Using NativeDataset in Federated Workflows

Introduction

NativeDataset is the simplest way to use data that you do not want to register with the Node, and instead directly use with Fed-BioMed.

It is designed for cases such as you have a pre-determined dataset, such as a Torch Dataset, a NumPy array or a Python list. The main difference from the CustomDataset class is that NativeDataset is not a wrapper for your subclass, as you don't need to write a subclass to use it.

Principles

  • Bring your own data object: Use any object that behaves like a dataset (e.g., a Torch Dataset, a NumPy array, or a Python list).
  • Provided in the TrainingPlan: You create/pass this object inside the training_data method via DataManager.
  • No filesystem contract: No path is required; NativeDataset assumes your data is already available to the process.
  • Supervised vs. unsupervised:
  • If your data source returns (data, target) pairs (e.g., most Torch datasets), it's treated as supervised.
  • If your source returns only data (unsupervised), you should also provide a separate target/label sequence if your model needs labels.

Unsupervised scenario

In the unsupervised scenario, each item still return a tuple of (data, None). Make sure your Model and your training_step function handles accordingly/

Where NativeDataset fits in your workflow

  1. Define your TrainingPlan.
  2. Inside its training_data method, construct your data object(s) (Torch dataset, NumPy arrays, or lists).
  3. Pass them to the DataManager that your plan returns.
  4. Fed-BioMed uses those objects for local training on the node.
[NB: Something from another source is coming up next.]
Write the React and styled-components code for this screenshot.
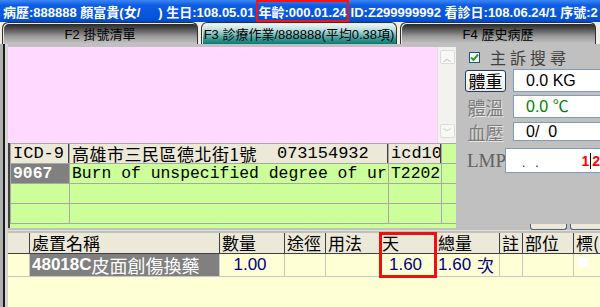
import styled, { createGlobalStyle } from "styled-components";

const Global = createGlobalStyle`
  html, body { margin: 0; padding: 0; }
  body {
    width: 600px;
    height: 307px;
    overflow: hidden;
    background: #c0c0c0;
    font-family: "Liberation Sans", "Noto Sans CJK TC", sans-serif;
  }
`;

const CJK = `"Noto Sans CJK TC", sans-serif`;

export default function App() {
  return (
    <>
      <Global />
      <Page>
        <TopBar>
          <span>病歷:888888 顏富貴(女/&nbsp;&nbsp;&nbsp;&nbsp;&nbsp;) 生日:108.05.01</span>
          <Boxed>年齡:000.01.24</Boxed>
          <span>ID:Z299999992 看診日:108.06.24/1 序號:2 室</span>
        </TopBar>
        <TabRow>
          <Tab>F2 掛號清單</Tab>
          <Tab $active>F3 診療作業/888888(平均0.38項)</Tab>
          <Tab>F4 歷史病歷</Tab>
        </TabRow>
        <Body>
          <Main>
            <LeftCol>
              <ComplaintBox>
                <PinkArea />
                <ScrollBar>
                  <ScrollBtn>︿</ScrollBtn>
                  <ScrollBtn>﹀</ScrollBtn>
                </ScrollBar>
              </ComplaintBox>
              <DiagWrap>
                <DiagGrid>
                  <HeadCell>ICD-9</HeadCell>
                  <HeadCell>
                    <Addr>高雄市三民區德北街1號</Addr>
                    <Phone>073154932</Phone>
                  </HeadCell>
                  <HeadCell>icd10</HeadCell>
                  <DiagCell />
                  <DiagCell $selected>9067</DiagCell>
                  <DiagCell>Burn of unspecified degree of ur</DiagCell>
                  <DiagCell>T2202</DiagCell>
                  <DiagCell />
                  <DiagCell /><DiagCell /><DiagCell /><DiagCell />
                  <DiagCell /><DiagCell /><DiagCell /><DiagCell />
                </DiagGrid>
              </DiagWrap>
            </LeftCol>
            <SidePanel>
              <CheckRow>
                <CheckBox>
                  <svg width="9" height="9" viewBox="0 0 9 9">
                    <path d="M1 4.5 L3.5 7 L8 1.5" stroke="#21a121" strokeWidth="2" fill="none" />
                  </svg>
                </CheckBox>
                <PanelTitle>主訴搜尋</PanelTitle>
              </CheckRow>
              <FieldRow $h={23} $mt={4}>
                <WeightButton>體重</WeightButton>
                <Field>0.0 KG</Field>
              </FieldRow>
              <FieldRow $h={23} $mt={3}>
                <FieldLabel>體溫</FieldLabel>
                <Field $color="#008000">0.0 ℃</Field>
              </FieldRow>
              <FieldRow $h={19} $mt={4}>
                <FieldLabel>血壓</FieldLabel>
                <Field>0/&nbsp;&nbsp;0</Field>
              </FieldRow>
              <FieldRow $h={25} $mt={7}>
                <LmpLabel>LMP</LmpLabel>
                <LmpField>
                  <Dots>.&nbsp;&nbsp;&nbsp;.</Dots>
                  <RedNum>1</RedNum>
                  <Caret />
                  <RedNum>2</RedNum>
                </LmpField>
              </FieldRow>
              <ButtonPeek>
                <PeekBtn $w={35} />
                <PeekBtn $w={32} />
              </ButtonPeek>
            </SidePanel>
          </Main>
          <OrderTable>
            <OrderCol $w={22}>
              <OrderHead />
              <OrderCell />
            </OrderCol>
            <OrderCol $w={190}>
              <OrderHead>處置名稱</OrderHead>
              <OrderCell $selected>
                <b>48018C</b>
                <Cjk>皮面創傷換藥</Cjk>
              </OrderCell>
            </OrderCol>
            <OrderCol $w={65}>
              <OrderHead>數量</OrderHead>
              <OrderCell $center>1.00</OrderCell>
            </OrderCol>
            <OrderCol $w={41}>
              <OrderHead>途徑</OrderHead>
              <OrderCell />
            </OrderCol>
            <OrderCol $w={54}>
              <OrderHead>用法</OrderHead>
              <OrderCell />
            </OrderCol>
            <OrderCol $w={56} $highlight>
              <OrderHead>天</OrderHead>
              <OrderCell $center>1.60</OrderCell>
            </OrderCol>
            <OrderCol $w={64}>
              <OrderHead>總量</OrderHead>
              <OrderCell>
                1.60<Unit>次</Unit>
              </OrderCell>
            </OrderCol>
            <OrderCol $w={23}>
              <OrderHead>註</OrderHead>
              <OrderCell />
            </OrderCol>
            <OrderCol $w={51}>
              <OrderHead>部位</OrderHead>
              <OrderCell />
            </OrderCol>
            <OrderCol $w={40}>
              <OrderHead>標(</OrderHead>
              <OrderCell>
                <MiniBox />
              </OrderCell>
            </OrderCol>
          </OrderTable>
        </Body>
      </Page>
    </>
  );
}

const Page = styled.div`
  width: 600px;
  height: 307px;
  display: flex;
  flex-direction: column;
  overflow: hidden;
`;

const TopBar = styled.div`
  height: 22px;
  flex-shrink: 0;
  display: flex;
  align-items: center;
  gap: 2px;
  padding-left: 3px;
  white-space: nowrap;
  overflow: hidden;
  background: linear-gradient(#3c86f4, #0c5ce4 25%, #0654dc 80%, #0448c8);
  color: #ffffff;
  font-weight: 700;
  font-size: 13px;
  font-family: "Liberation Sans", ${CJK};
`;

const Boxed = styled.span`
  display: flex;
  align-items: center;
  height: 22px;
  padding: 0;
  box-sizing: border-box;
  border: 2px solid #ff1010;
`;

const TabRow = styled.div`
  height: 22px;
  flex-shrink: 0;
  display: flex;
  gap: 3px;
  padding: 0 2px;
  background: #f2efe0;
`;

const Tab = styled.div`
  width: 196px;
  height: 22px;
  box-sizing: border-box;
  display: flex;
  align-items: center;
  justify-content: center;
  border-radius: 6px 6px 0 0;
  border: 1px solid #303030;
  border-bottom: none;
  box-shadow: inset 1px 1px 0 #e8e8e8;
  font-size: 13px;
  color: #000000;
  font-family: "Liberation Sans", ${CJK};
  white-space: nowrap;
  background: ${(p) =>
    p.$active
      ? "linear-gradient(#f4fafa, #b8dcdc 35%, #3a9a96 75%, #087a74)"
      : "linear-gradient(#1e1e1e, #4a4a4a 25%, #9c9c9c 65%, #c4c4c4)"};
`;

const Body = styled.div`
  flex: 1;
  display: flex;
  flex-direction: column;
  padding-left: 8px;
  background: linear-gradient(
    to right,
    #b0b0b0 0 3px,
    #1a1a1a 3px 5px,
    #d6d6d6 5px 8px,
    #c0c0c0 8px
  );
`;

const Main = styled.div`
  height: 186px;
  flex-shrink: 0;
  display: flex;
  padding-top: 3px;
  box-sizing: border-box;
`;

const LeftCol = styled.div`
  width: 448px;
  flex-shrink: 0;
  display: flex;
  flex-direction: column;
`;

const ComplaintBox = styled.div`
  height: 96px;
  display: flex;
`;

const PinkArea = styled.div`
  flex: 1;
  background: #ffd9ff;
`;

const ScrollBar = styled.div`
  width: 19px;
  display: flex;
  flex-direction: column;
  justify-content: space-between;
  align-items: center;
  padding: 3px 0 5px;
  box-sizing: border-box;
  background: #f3f2ee;
  border-left: 1px solid #e0e0e0;
`;

const ScrollBtn = styled.div`
  width: 15px;
  height: 14px;
  border: 1px solid #dcdcdc;
  border-radius: 2px;
  box-sizing: border-box;
  display: flex;
  align-items: center;
  justify-content: center;
  font-size: 8px;
  color: #b0b0b0;
  background: #f8f8f6;
`;

const DiagWrap = styled.div`
  height: 85px;
  background: #ccff99;
  border-left: 2px solid #404040;
  box-sizing: border-box;
  overflow: hidden;
`;

const DiagGrid = styled.div`
  display: grid;
  grid-template-columns: 58px 318px 52px 15px;
  grid-auto-rows: 19px;
  gap: 1px;
  padding: 1px;
  background: #a8a8a8;
  width: max-content;
`;

const HeadCell = styled.div`
  display: flex;
  align-items: center;
  background: #ece9d8;
  border-right: 1px solid #404040;
  padding-left: 2px;
  font-family: "Liberation Mono", ${CJK};
  font-size: 17px;
  line-height: 17px;
  white-space: nowrap;
  overflow: hidden;
  color: #000000;
`;

const Addr = styled.span`
  font-family: ${CJK};
  font-size: 17px;
  line-height: 17px;
  letter-spacing: 0.5px;
`;

const Phone = styled.span`
  margin-left: 20px;
`;

const DiagCell = styled.div`
  background: ${(p) => (p.$selected ? "#808080" : "#ccff99")};
  color: ${(p) => (p.$selected ? "#ffffff" : "#000000")};
  font-weight: ${(p) => (p.$selected ? 700 : 400)};
  padding-left: 2px;
  font-family: "Liberation Mono", ${CJK};
  font-size: 16.4px;
  line-height: 19px;
  white-space: nowrap;
  overflow: hidden;
`;

const SidePanel = styled.div`
  flex: 1;
  min-width: 0;
  overflow: hidden;
  display: flex;
  flex-direction: column;
  padding: 2px 0 0 9px;
  background: #c0c0c0;
`;

const CheckRow = styled.div`
  display: flex;
  align-items: center;
  gap: 10px;
  padding-left: 4px;
  height: 16px;
`;

const CheckBox = styled.div`
  width: 11px;
  height: 11px;
  box-sizing: border-box;
  border: 1px solid #1c5180;
  background: #ffffff;
  display: flex;
  align-items: center;
  justify-content: center;
`;

const PanelTitle = styled.span`
  font-family: ${CJK};
  font-size: 16px;
  line-height: 16px;
  letter-spacing: 4px;
  color: #404040;
`;

const FieldRow = styled.div`
  display: flex;
  align-items: center;
  gap: 7px;
  height: ${(p) => p.$h}px;
  margin-top: ${(p) => p.$mt}px;
`;

const WeightButton = styled.div`
  width: 41px;
  height: 22px;
  box-sizing: border-box;
  border: 1px solid #1c3c6c;
  border-radius: 3px;
  background: linear-gradient(#ffffff, #ece9e0);
  display: flex;
  align-items: center;
  justify-content: center;
  font-family: ${CJK};
  font-size: 17px;
  line-height: 17px;
  color: #000000;
`;

const FieldLabel = styled.span`
  width: 41px;
  text-align: center;
  font-family: ${CJK};
  font-size: 18px;
  line-height: 18px;
  color: #7c7c7c;
  text-shadow: 1px 1px 0 #e8e8e8;
`;

const Field = styled.div`
  flex: 1;
  min-width: 0;
  height: 100%;
  box-sizing: border-box;
  border: 1px solid #7f9db9;
  border-right: none;
  background: #ffffff;
  display: flex;
  align-items: center;
  padding-left: 12px;
  font-family: "Liberation Sans", ${CJK};
  font-size: 16px;
  line-height: 16px;
  color: ${(p) => p.$color || "#000000"};
  white-space: nowrap;
  overflow: hidden;
`;

const LmpLabel = styled.span`
  width: 36px;
  font-family: "Liberation Serif", serif;
  font-size: 19px;
  line-height: 19px;
  color: #606060;
  padding-left: 2px;
`;

const LmpField = styled(Field)`
  padding-left: 16px;
  margin-left: -5px;
`;

const Dots = styled.span`
  flex: 1;
  font-size: 12px;
  color: #000000;
  padding-top: 4px;
`;

const RedNum = styled.span`
  color: #ff0000;
  font-weight: 700;
  font-size: 14px;
  font-family: "Liberation Sans", sans-serif;
`;

const Caret = styled.span`
  width: 1px;
  height: 16px;
  margin: 0 1px;
  background: #000000;
`;

const ButtonPeek = styled.div`
  margin-top: auto;
  display: flex;
  gap: 3px;
  padding-left: 65px;
  height: 6px;
`;

const PeekBtn = styled.div`
  width: ${(p) => p.$w}px;
  flex-shrink: 0;
  border: 1px solid #506080;
  border-top: none;
  border-radius: 0 0 3px 3px;
  background: #ece9d8;
`;

const OrderTable = styled.div`
  flex: 1;
  display: flex;
  padding-top: 2px;
  border-top: 1px solid #e0e0d0;
  background: linear-gradient(#c0c0c0 0 2px, #ffffd6 2px);
`;

const OrderCol = styled.div`
  width: ${(p) => p.$w}px;
  flex-shrink: 0;
  display: flex;
  flex-direction: column;
  align-self: flex-start;
  outline: ${(p) => (p.$highlight ? "3px solid #ee1010" : "none")};
  outline-offset: -2px;
  position: relative;
  z-index: ${(p) => (p.$highlight ? 1 : 0)};
`;

const OrderHead = styled.div`
  height: 21px;
  box-sizing: border-box;
  background: #ece9d8;
  border-right: 1px solid #404040;
  border-bottom: 1px solid #404040;
  padding-left: 2px;
  font-family: ${CJK};
  font-size: 17px;
  line-height: 20px;
  color: #000000;
  white-space: nowrap;
  overflow: hidden;
`;

const OrderCell = styled.div`
  height: 23px;
  box-sizing: border-box;
  border-right: 1px solid #c8c8c0;
  border-bottom: 1px solid #c8c8c0;
  display: flex;
  align-items: center;
  justify-content: ${(p) => (p.$center ? "center" : "flex-start")};
  padding: ${(p) => (p.$center ? "0 4px 0 0" : "0 0 0 2px")};
  font-family: "Liberation Sans", ${CJK};
  font-size: 17px;
  line-height: 18px;
  white-space: nowrap;
  overflow: hidden;
  background: ${(p) => (p.$selected ? "#808080" : "transparent")};
  color: ${(p) => (p.$selected ? "#ffffff" : "#000080")};
  b {
    font-weight: 700;
  }
`;

const Cjk = styled.span`
  font-family: ${CJK};
  font-size: 18px;
  line-height: 18px;
`;

const Unit = styled.span`
  margin-left: 6px;
  font-family: ${CJK};
  line-height: 18px;
`;

const MiniBox = styled.span`
  width: 10px;
  height: 10px;
  margin: -6px 0 0 2px;
  background: #ffffff;
`;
This approach is ideal when your data is already in memory, preprocessed, or supplied by another pipeline and you do not want the burden of additionally adding the dataset to your node.

Supported Inputs (Conceptually)

  • PyTorch-style datasets that implement __len__ and __getitem__ and return (data, target) tuples.
  • NumPy arrays: feature matrix X and, optionally, a label vector/array y of the same length.
  • Python lists:
  • A list of (data, target) tuples (supervised).
  • A list of data items plus a separate label list/array (supervised).
  • A list of data items (unsupervised tasks).

Example Patterns

Below are minimal, pattern-oriented examples showing how to pass native data inside training_data. These examples focus on structure and placement—adapt the variable names and preprocessing to your project.

A) Using a PyTorch Dataset

# inside your TrainingPlan class
def training_data(self):
    from torchvision import datasets

    # build dataset
    ds = datasets.MNIST(tensor_x, tensor_y)

    # Provide directly to the DataManager as a "native" dataset
    dm = DataManager(dataset=ds)  # (API specifics documented elsewhere)
    return dm

B) Using NumPy arrays

# inside your TrainingPlan class
def training_data(self):
    # X: np.ndarray of features, y: np.ndarray of labels (same length)
    # Ensure your model/training code expects NumPy-based batches
    dm = DataManager(dataset=X, target=y)
    return dm

C) Using Python lists of pairs

# inside your TrainingPlan class
def training_data(self):
    # pairs: list of (data, target) tuples
    pairs = [([1, 2, 3], 0), ([0, 1, 0], 1)]
    dm = DataManager(dataset=pairs)
    return dm

D) Unsupervised data with separate targets (when needed)

# inside your TrainingPlan class
def training_data(self):
    # data: list or np.ndarray of inputs
    # y: labels provided separately; must match length of data
    dm = DataManager(dataset=data, target=y)
    return dm

Error Handling & Validation Hints

  • Length mismatches: If you provide a separate target sequence, its length must match the data length.
  • Type/shape mismatches: Ensure the provided data matches what your model and training step expects.
  • Unsupervised training: Ensure that your model and training step expects a tuple of (data, None) as a sample.
  • Item access failures: If your Torch-style dataset raises an error on indexing, fix it locally before integrating.

Develop locally, then federate

Validate your native data object (and a small training loop) locally to catch shape, dtype, and batching issues early. Once it runs end-to-end, integrate it into your TrainingPlan and node workflow.

Best Practices

  • Preprocess early: Apply tokenization, normalization, or feature engineering before passing the dataset to DataManager.
  • Keep items lightweight: If items are large, ensure batching works efficiently in your training loop.
  • Be explicit about labels: For supervised tasks, prefer sources that return (data, target) pairs to reduce errors.

Summary

NativeDataset streamlines federated training when your data is already prepared.

Instead of implementing a new on-disk dataset class, simply provide your Torch dataset, NumPy arrays, or Python lists inside your TrainingPlan through the DataManager. This keeps your workflow concise and focused on modeling, not I/O plumbing.